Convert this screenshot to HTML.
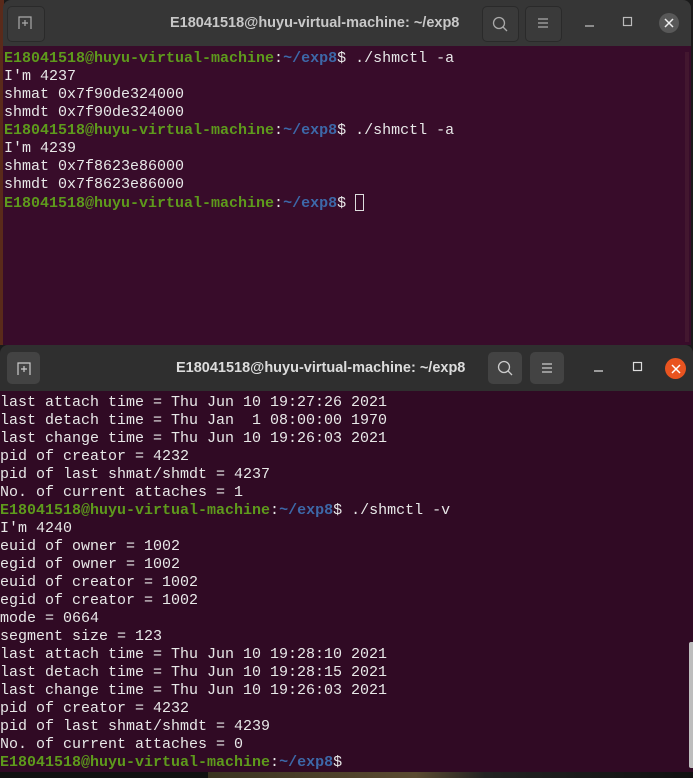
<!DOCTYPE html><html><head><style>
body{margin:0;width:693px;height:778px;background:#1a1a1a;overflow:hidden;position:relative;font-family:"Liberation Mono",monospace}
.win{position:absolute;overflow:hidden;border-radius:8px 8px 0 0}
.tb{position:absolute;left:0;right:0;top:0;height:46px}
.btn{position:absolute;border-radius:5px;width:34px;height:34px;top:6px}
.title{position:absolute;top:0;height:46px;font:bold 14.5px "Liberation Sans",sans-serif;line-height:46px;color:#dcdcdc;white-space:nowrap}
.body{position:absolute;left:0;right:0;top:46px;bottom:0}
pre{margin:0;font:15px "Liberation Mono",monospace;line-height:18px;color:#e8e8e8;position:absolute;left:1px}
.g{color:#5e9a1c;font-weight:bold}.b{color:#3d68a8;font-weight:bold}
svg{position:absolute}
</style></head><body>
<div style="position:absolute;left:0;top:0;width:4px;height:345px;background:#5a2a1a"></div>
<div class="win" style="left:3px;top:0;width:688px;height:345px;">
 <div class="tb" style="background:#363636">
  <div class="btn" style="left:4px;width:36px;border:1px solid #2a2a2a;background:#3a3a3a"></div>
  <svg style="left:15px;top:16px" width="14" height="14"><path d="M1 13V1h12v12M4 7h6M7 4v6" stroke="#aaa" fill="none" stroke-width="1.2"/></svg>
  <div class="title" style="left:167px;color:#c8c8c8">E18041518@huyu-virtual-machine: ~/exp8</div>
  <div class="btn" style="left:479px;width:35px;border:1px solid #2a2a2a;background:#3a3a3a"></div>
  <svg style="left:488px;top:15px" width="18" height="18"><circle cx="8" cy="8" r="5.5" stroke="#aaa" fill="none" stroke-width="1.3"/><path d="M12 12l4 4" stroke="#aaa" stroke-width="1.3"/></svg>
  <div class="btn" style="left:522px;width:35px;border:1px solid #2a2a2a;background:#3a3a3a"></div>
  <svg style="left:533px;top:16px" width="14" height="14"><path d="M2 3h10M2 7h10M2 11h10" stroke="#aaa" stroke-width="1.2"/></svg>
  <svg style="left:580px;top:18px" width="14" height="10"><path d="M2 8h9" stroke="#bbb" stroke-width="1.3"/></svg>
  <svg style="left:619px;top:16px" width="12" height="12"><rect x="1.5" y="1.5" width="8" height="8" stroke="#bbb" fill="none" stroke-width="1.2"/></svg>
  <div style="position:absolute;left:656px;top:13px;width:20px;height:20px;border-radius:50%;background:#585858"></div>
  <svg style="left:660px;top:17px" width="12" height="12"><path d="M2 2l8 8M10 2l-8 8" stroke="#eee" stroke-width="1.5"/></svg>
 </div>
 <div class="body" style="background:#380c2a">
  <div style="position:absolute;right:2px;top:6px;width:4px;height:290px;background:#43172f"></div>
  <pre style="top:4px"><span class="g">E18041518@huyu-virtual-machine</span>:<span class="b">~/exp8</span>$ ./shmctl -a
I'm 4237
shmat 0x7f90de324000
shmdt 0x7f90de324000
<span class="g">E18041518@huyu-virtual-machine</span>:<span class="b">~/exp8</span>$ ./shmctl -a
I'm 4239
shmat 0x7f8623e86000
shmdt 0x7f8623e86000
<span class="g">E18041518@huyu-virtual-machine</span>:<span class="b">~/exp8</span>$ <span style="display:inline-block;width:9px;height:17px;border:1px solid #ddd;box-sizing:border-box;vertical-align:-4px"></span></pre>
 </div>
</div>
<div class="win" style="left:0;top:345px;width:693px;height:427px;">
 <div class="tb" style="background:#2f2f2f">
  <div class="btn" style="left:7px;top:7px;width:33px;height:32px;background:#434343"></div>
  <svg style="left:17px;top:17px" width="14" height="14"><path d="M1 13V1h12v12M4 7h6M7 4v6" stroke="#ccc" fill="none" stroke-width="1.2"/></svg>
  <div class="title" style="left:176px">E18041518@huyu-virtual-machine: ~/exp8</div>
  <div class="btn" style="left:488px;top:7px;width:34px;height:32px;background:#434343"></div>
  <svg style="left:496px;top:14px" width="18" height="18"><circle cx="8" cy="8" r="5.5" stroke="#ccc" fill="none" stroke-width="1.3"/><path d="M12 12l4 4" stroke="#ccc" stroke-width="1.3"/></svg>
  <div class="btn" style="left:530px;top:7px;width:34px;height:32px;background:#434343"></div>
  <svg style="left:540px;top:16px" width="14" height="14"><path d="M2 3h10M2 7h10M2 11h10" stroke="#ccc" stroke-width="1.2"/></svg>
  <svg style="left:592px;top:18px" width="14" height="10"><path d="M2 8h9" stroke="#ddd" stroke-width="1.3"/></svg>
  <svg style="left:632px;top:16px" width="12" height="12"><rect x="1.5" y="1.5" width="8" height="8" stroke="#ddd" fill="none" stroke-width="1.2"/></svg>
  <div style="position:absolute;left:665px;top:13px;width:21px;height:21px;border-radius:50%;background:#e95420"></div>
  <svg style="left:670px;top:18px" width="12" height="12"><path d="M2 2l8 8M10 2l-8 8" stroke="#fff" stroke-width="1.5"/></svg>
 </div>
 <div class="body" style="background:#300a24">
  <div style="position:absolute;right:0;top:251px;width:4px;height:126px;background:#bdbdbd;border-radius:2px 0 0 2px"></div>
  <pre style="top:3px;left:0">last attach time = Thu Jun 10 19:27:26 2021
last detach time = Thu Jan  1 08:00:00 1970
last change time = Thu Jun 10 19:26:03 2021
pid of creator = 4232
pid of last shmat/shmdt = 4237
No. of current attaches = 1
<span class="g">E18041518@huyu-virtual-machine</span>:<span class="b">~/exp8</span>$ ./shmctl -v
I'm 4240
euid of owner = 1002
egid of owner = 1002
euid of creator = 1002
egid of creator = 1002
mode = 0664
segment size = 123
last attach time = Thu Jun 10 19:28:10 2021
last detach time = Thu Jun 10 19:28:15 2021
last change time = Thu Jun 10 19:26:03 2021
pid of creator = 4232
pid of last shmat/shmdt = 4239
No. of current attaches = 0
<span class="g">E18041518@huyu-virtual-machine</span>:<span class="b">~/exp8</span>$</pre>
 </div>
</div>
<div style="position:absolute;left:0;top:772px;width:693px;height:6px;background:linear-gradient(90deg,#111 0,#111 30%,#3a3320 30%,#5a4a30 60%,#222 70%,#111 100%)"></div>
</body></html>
* * * * * * * * *
Copy every line above word for word and exclude the pictures.

Task response →
Convert this screenshot to HTML.
<!DOCTYPE html><html><head><style>
body{margin:0;width:693px;height:778px;background:#1a1a1a;overflow:hidden;position:relative;font-family:"Liberation Mono",monospace}
.win{position:absolute;overflow:hidden;border-radius:8px 8px 0 0}
.tb{position:absolute;left:0;right:0;top:0;height:46px}
.btn{position:absolute;border-radius:5px;width:34px;height:34px;top:6px}
.title{position:absolute;top:0;height:46px;font:bold 14.5px "Liberation Sans",sans-serif;line-height:46px;color:#dcdcdc;white-space:nowrap}
.body{position:absolute;left:0;right:0;top:46px;bottom:0}
pre{margin:0;font:15px "Liberation Mono",monospace;line-height:18px;color:#e8e8e8;position:absolute;left:1px}
.g{color:#5e9a1c;font-weight:bold}.b{color:#3d68a8;font-weight:bold}
svg{position:absolute}
</style></head><body>
<div style="position:absolute;left:0;top:0;width:4px;height:345px;background:#5a2a1a"></div>
<div class="win" style="left:3px;top:0;width:688px;height:345px;">
 <div class="tb" style="background:#363636">
  <div class="btn" style="left:4px;width:36px;border:1px solid #2a2a2a;background:#3a3a3a"></div>
  <svg style="left:15px;top:16px" width="14" height="14"><path d="M1 13V1h12v12M4 7h6M7 4v6" stroke="#aaa" fill="none" stroke-width="1.2"/></svg>
  <div class="title" style="left:167px;color:#c8c8c8">E18041518@huyu-virtual-machine: ~/exp8</div>
  <div class="btn" style="left:479px;width:35px;border:1px solid #2a2a2a;background:#3a3a3a"></div>
  <svg style="left:488px;top:15px" width="18" height="18"><circle cx="8" cy="8" r="5.5" stroke="#aaa" fill="none" stroke-width="1.3"/><path d="M12 12l4 4" stroke="#aaa" stroke-width="1.3"/></svg>
  <div class="btn" style="left:522px;width:35px;border:1px solid #2a2a2a;background:#3a3a3a"></div>
  <svg style="left:533px;top:16px" width="14" height="14"><path d="M2 3h10M2 7h10M2 11h10" stroke="#aaa" stroke-width="1.2"/></svg>
  <svg style="left:580px;top:18px" width="14" height="10"><path d="M2 8h9" stroke="#bbb" stroke-width="1.3"/></svg>
  <svg style="left:619px;top:16px" width="12" height="12"><rect x="1.5" y="1.5" width="8" height="8" stroke="#bbb" fill="none" stroke-width="1.2"/></svg>
  <div style="position:absolute;left:656px;top:13px;width:20px;height:20px;border-radius:50%;background:#585858"></div>
  <svg style="left:660px;top:17px" width="12" height="12"><path d="M2 2l8 8M10 2l-8 8" stroke="#eee" stroke-width="1.5"/></svg>
 </div>
 <div class="body" style="background:#380c2a">
  <div style="position:absolute;right:2px;top:6px;width:4px;height:290px;background:#43172f"></div>
  <pre style="top:4px"><span class="g">E18041518@huyu-virtual-machine</span>:<span class="b">~/exp8</span>$ ./shmctl -a
I'm 4237
shmat 0x7f90de324000
shmdt 0x7f90de324000
<span class="g">E18041518@huyu-virtual-machine</span>:<span class="b">~/exp8</span>$ ./shmctl -a
I'm 4239
shmat 0x7f8623e86000
shmdt 0x7f8623e86000
<span class="g">E18041518@huyu-virtual-machine</span>:<span class="b">~/exp8</span>$ <span style="display:inline-block;width:9px;height:17px;border:1px solid #ddd;box-sizing:border-box;vertical-align:-4px"></span></pre>
 </div>
</div>
<div class="win" style="left:0;top:345px;width:693px;height:427px;">
 <div class="tb" style="background:#2f2f2f">
  <div class="btn" style="left:7px;top:7px;width:33px;height:32px;background:#434343"></div>
  <svg style="left:17px;top:17px" width="14" height="14"><path d="M1 13V1h12v12M4 7h6M7 4v6" stroke="#ccc" fill="none" stroke-width="1.2"/></svg>
  <div class="title" style="left:176px">E18041518@huyu-virtual-machine: ~/exp8</div>
  <div class="btn" style="left:488px;top:7px;width:34px;height:32px;background:#434343"></div>
  <svg style="left:496px;top:14px" width="18" height="18"><circle cx="8" cy="8" r="5.5" stroke="#ccc" fill="none" stroke-width="1.3"/><path d="M12 12l4 4" stroke="#ccc" stroke-width="1.3"/></svg>
  <div class="btn" style="left:530px;top:7px;width:34px;height:32px;background:#434343"></div>
  <svg style="left:540px;top:16px" width="14" height="14"><path d="M2 3h10M2 7h10M2 11h10" stroke="#ccc" stroke-width="1.2"/></svg>
  <svg style="left:592px;top:18px" width="14" height="10"><path d="M2 8h9" stroke="#ddd" stroke-width="1.3"/></svg>
  <svg style="left:632px;top:16px" width="12" height="12"><rect x="1.5" y="1.5" width="8" height="8" stroke="#ddd" fill="none" stroke-width="1.2"/></svg>
  <div style="position:absolute;left:665px;top:13px;width:21px;height:21px;border-radius:50%;background:#e95420"></div>
  <svg style="left:670px;top:18px" width="12" height="12"><path d="M2 2l8 8M10 2l-8 8" stroke="#fff" stroke-width="1.5"/></svg>
 </div>
 <div class="body" style="background:#300a24">
  <div style="position:absolute;right:0;top:251px;width:4px;height:126px;background:#bdbdbd;border-radius:2px 0 0 2px"></div>
  <pre style="top:3px;left:0">last attach time = Thu Jun 10 19:27:26 2021
last detach time = Thu Jan  1 08:00:00 1970
last change time = Thu Jun 10 19:26:03 2021
pid of creator = 4232
pid of last shmat/shmdt = 4237
No. of current attaches = 1
<span class="g">E18041518@huyu-virtual-machine</span>:<span class="b">~/exp8</span>$ ./shmctl -v
I'm 4240
euid of owner = 1002
egid of owner = 1002
euid of creator = 1002
egid of creator = 1002
mode = 0664
segment size = 123
last attach time = Thu Jun 10 19:28:10 2021
last detach time = Thu Jun 10 19:28:15 2021
last change time = Thu Jun 10 19:26:03 2021
pid of creator = 4232
pid of last shmat/shmdt = 4239
No. of current attaches = 0
<span class="g">E18041518@huyu-virtual-machine</span>:<span class="b">~/exp8</span>$</pre>
 </div>
</div>
<div style="position:absolute;left:0;top:772px;width:693px;height:6px;background:linear-gradient(90deg,#111 0,#111 30%,#3a3320 30%,#5a4a30 60%,#222 70%,#111 100%)"></div>
</body></html>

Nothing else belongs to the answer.